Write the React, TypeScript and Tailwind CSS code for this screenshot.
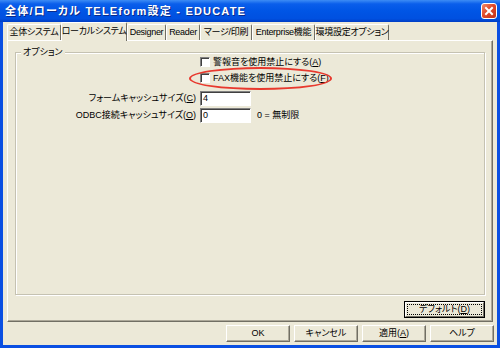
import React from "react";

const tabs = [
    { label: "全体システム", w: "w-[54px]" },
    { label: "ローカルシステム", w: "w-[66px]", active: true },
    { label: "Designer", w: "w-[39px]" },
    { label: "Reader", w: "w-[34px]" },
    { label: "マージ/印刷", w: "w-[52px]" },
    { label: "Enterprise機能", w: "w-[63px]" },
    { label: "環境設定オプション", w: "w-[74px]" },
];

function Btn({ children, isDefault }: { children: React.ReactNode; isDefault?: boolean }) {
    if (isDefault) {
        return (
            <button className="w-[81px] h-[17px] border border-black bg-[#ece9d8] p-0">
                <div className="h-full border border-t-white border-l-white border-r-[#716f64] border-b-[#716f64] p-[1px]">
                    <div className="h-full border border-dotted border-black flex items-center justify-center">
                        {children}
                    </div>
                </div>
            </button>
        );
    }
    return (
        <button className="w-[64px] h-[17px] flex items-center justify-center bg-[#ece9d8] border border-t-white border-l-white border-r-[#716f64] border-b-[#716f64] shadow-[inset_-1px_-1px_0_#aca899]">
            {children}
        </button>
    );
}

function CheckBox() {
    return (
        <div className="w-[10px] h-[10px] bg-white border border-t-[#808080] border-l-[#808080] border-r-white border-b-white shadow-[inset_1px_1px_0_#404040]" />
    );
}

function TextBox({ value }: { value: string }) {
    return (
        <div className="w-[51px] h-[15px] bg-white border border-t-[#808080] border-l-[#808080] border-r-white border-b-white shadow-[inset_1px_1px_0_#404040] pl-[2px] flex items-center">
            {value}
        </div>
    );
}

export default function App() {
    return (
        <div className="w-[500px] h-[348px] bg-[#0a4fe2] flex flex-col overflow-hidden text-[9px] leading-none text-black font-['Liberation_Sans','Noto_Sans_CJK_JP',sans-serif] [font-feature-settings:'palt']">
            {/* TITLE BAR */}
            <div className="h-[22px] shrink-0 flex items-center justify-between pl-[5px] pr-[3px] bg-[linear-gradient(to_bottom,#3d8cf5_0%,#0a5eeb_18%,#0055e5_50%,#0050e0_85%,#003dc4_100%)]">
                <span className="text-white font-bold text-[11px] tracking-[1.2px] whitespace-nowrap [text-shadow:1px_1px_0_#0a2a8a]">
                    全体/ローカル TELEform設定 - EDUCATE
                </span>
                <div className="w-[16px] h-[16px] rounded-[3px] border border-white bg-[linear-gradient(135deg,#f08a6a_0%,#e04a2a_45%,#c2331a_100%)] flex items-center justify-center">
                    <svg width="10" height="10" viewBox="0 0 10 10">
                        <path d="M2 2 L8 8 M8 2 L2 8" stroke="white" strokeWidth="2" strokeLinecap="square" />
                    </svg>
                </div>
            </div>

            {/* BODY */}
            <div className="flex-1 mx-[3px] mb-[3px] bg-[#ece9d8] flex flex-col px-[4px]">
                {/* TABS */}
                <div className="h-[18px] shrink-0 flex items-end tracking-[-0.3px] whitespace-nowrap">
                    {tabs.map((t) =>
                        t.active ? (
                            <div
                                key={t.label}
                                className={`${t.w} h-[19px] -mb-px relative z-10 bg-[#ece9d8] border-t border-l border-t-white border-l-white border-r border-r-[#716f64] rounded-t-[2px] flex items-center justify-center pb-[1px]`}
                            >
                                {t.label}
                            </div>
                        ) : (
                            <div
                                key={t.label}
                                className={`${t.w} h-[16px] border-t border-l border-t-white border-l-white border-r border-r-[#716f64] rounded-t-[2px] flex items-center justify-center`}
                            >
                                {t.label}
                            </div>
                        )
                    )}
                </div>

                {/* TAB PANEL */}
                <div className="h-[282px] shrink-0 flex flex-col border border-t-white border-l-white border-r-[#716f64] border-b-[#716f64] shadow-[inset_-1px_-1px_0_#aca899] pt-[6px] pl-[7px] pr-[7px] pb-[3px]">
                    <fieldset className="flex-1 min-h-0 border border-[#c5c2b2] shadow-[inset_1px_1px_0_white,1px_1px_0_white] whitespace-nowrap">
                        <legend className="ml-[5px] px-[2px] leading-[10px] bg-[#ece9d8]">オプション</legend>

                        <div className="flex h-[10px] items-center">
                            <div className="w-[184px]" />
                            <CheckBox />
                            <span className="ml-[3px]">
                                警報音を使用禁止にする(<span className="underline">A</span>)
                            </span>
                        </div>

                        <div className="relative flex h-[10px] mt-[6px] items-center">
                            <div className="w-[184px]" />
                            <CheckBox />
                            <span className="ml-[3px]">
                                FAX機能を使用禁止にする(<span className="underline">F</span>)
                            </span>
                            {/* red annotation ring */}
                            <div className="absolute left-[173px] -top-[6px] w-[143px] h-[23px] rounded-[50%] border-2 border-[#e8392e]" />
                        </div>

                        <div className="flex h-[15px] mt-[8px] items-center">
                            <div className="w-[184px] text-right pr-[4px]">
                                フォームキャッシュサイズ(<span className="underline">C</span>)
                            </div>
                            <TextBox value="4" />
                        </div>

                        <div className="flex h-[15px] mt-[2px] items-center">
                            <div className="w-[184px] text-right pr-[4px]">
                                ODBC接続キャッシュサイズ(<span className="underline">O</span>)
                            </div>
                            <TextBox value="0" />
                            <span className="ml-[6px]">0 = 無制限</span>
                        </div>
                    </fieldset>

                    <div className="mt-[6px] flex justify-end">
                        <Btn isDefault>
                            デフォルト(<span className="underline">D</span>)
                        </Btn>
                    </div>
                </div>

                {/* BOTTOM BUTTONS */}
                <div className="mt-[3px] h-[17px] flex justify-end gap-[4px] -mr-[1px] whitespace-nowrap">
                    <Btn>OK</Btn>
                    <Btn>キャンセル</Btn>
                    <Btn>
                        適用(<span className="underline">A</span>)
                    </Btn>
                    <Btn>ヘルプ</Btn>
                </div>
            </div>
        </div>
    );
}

_____

### Instruction
Restate the data word for word from its first line through the line with "import React from", leaving out any picture along the way.

### Result
Write the React, TypeScript and Tailwind CSS code for this screenshot.
import React from "react";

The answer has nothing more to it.